Given instruction: Word for word, print each line of the listing below; pictures stay out.

======

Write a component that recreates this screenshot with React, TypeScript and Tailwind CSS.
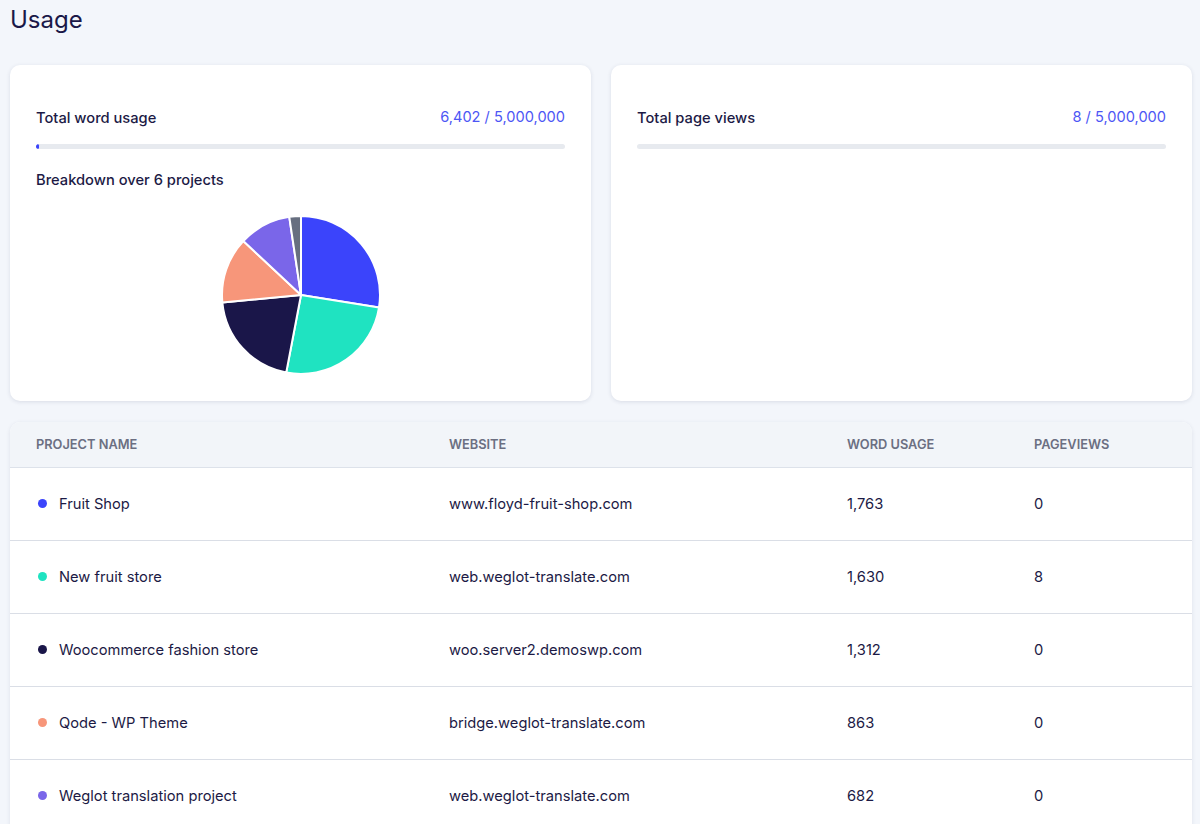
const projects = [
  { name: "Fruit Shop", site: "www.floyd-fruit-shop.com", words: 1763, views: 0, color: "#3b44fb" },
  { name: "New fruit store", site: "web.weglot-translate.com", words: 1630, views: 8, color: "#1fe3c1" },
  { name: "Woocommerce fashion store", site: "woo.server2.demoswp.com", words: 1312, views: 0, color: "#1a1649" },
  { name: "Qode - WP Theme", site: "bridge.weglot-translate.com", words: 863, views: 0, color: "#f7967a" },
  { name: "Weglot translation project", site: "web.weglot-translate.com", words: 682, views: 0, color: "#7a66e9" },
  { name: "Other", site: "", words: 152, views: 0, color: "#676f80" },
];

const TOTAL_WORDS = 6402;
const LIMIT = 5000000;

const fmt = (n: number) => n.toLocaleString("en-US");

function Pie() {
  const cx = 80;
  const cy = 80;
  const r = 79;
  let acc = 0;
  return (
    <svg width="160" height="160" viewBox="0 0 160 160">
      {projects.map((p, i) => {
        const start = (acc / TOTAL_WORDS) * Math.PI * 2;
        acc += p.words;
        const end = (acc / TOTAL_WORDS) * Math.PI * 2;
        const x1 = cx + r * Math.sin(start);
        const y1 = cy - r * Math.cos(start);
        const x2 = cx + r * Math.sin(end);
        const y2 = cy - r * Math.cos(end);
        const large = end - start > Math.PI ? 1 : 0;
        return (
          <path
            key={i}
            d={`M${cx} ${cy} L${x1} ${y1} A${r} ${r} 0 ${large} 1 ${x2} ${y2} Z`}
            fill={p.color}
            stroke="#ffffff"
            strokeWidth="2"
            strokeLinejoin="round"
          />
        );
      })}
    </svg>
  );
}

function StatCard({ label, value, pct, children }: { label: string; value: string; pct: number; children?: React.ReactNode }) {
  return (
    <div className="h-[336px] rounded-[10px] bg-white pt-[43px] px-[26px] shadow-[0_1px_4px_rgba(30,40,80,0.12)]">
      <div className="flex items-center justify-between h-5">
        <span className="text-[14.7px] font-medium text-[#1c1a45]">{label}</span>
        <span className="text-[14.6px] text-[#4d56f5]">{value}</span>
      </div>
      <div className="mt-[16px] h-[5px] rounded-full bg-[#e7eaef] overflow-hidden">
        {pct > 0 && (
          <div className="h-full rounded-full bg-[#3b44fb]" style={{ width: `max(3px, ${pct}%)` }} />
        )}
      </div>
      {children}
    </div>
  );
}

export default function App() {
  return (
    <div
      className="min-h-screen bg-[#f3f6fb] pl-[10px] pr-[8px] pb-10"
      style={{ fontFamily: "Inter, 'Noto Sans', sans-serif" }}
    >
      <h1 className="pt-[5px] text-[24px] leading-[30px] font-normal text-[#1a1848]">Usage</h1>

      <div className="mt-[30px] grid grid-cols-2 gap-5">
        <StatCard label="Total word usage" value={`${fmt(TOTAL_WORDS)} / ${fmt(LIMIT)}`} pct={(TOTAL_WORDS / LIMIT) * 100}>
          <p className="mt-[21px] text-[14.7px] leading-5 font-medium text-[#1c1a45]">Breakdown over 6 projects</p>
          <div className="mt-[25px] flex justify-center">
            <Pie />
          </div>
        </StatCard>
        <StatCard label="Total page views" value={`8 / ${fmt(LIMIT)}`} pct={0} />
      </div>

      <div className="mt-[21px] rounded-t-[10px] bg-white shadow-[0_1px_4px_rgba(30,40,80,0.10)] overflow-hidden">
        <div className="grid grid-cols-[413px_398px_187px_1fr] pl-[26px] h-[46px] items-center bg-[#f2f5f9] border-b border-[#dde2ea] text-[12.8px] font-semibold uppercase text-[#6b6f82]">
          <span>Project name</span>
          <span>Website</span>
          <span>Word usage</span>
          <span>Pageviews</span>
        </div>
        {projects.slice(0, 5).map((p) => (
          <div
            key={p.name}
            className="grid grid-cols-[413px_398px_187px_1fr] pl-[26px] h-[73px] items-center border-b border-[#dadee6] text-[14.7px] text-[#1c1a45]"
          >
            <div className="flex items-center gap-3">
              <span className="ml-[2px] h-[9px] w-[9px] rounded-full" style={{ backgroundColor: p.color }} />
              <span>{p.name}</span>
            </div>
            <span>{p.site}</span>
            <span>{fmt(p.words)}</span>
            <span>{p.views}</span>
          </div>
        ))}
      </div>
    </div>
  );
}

======

Exercise output:
Write a component that recreates this screenshot with React, TypeScript and Tailwind CSS.
const projects = [
  { name: "Fruit Shop", site: "www.floyd-fruit-shop.com", words: 1763, views: 0, color: "#3b44fb" },
  { name: "New fruit store", site: "web.weglot-translate.com", words: 1630, views: 8, color: "#1fe3c1" },
  { name: "Woocommerce fashion store", site: "woo.server2.demoswp.com", words: 1312, views: 0, color: "#1a1649" },
  { name: "Qode - WP Theme", site: "bridge.weglot-translate.com", words: 863, views: 0, color: "#f7967a" },
  { name: "Weglot translation project", site: "web.weglot-translate.com", words: 682, views: 0, color: "#7a66e9" },
  { name: "Other", site: "", words: 152, views: 0, color: "#676f80" },
];

const TOTAL_WORDS = 6402;
const LIMIT = 5000000;

const fmt = (n: number) => n.toLocaleString("en-US");

function Pie() {
  const cx = 80;
  const cy = 80;
  const r = 79;
  let acc = 0;
  return (
    <svg width="160" height="160" viewBox="0 0 160 160">
      {projects.map((p, i) => {
        const start = (acc / TOTAL_WORDS) * Math.PI * 2;
        acc += p.words;
        const end = (acc / TOTAL_WORDS) * Math.PI * 2;
        const x1 = cx + r * Math.sin(start);
        const y1 = cy - r * Math.cos(start);
        const x2 = cx + r * Math.sin(end);
        const y2 = cy - r * Math.cos(end);
        const large = end - start > Math.PI ? 1 : 0;
        return (
          <path
            key={i}
            d={`M${cx} ${cy} L${x1} ${y1} A${r} ${r} 0 ${large} 1 ${x2} ${y2} Z`}
            fill={p.color}
            stroke="#ffffff"
            strokeWidth="2"
            strokeLinejoin="round"
          />
        );
      })}
    </svg>
  );
}

function StatCard({ label, value, pct, children }: { label: string; value: string; pct: number; children?: React.ReactNode }) {
  return (
    <div className="h-[336px] rounded-[10px] bg-white pt-[43px] px-[26px] shadow-[0_1px_4px_rgba(30,40,80,0.12)]">
      <div className="flex items-center justify-between h-5">
        <span className="text-[14.7px] font-medium text-[#1c1a45]">{label}</span>
        <span className="text-[14.6px] text-[#4d56f5]">{value}</span>
      </div>
      <div className="mt-[16px] h-[5px] rounded-full bg-[#e7eaef] overflow-hidden">
        {pct > 0 && (
          <div className="h-full rounded-full bg-[#3b44fb]" style={{ width: `max(3px, ${pct}%)` }} />
        )}
      </div>
      {children}
    </div>
  );
}

export default function App() {
  return (
    <div
      className="min-h-screen bg-[#f3f6fb] pl-[10px] pr-[8px] pb-10"
      style={{ fontFamily: "Inter, 'Noto Sans', sans-serif" }}
    >
      <h1 className="pt-[5px] text-[24px] leading-[30px] font-normal text-[#1a1848]">Usage</h1>

      <div className="mt-[30px] grid grid-cols-2 gap-5">
        <StatCard label="Total word usage" value={`${fmt(TOTAL_WORDS)} / ${fmt(LIMIT)}`} pct={(TOTAL_WORDS / LIMIT) * 100}>
          <p className="mt-[21px] text-[14.7px] leading-5 font-medium text-[#1c1a45]">Breakdown over 6 projects</p>
          <div className="mt-[25px] flex justify-center">
            <Pie />
          </div>
        </StatCard>
        <StatCard label="Total page views" value={`8 / ${fmt(LIMIT)}`} pct={0} />
      </div>

      <div className="mt-[21px] rounded-t-[10px] bg-white shadow-[0_1px_4px_rgba(30,40,80,0.10)] overflow-hidden">
        <div className="grid grid-cols-[413px_398px_187px_1fr] pl-[26px] h-[46px] items-center bg-[#f2f5f9] border-b border-[#dde2ea] text-[12.8px] font-semibold uppercase text-[#6b6f82]">
          <span>Project name</span>
          <span>Website</span>
          <span>Word usage</span>
          <span>Pageviews</span>
        </div>
        {projects.slice(0, 5).map((p) => (
          <div
            key={p.name}
            className="grid grid-cols-[413px_398px_187px_1fr] pl-[26px] h-[73px] items-center border-b border-[#dadee6] text-[14.7px] text-[#1c1a45]"
          >
            <div className="flex items-center gap-3">
              <span className="ml-[2px] h-[9px] w-[9px] rounded-full" style={{ backgroundColor: p.color }} />
              <span>{p.name}</span>
            </div>
            <span>{p.site}</span>
            <span>{fmt(p.words)}</span>
            <span>{p.views}</span>
          </div>
        ))}
      </div>
    </div>
  );
}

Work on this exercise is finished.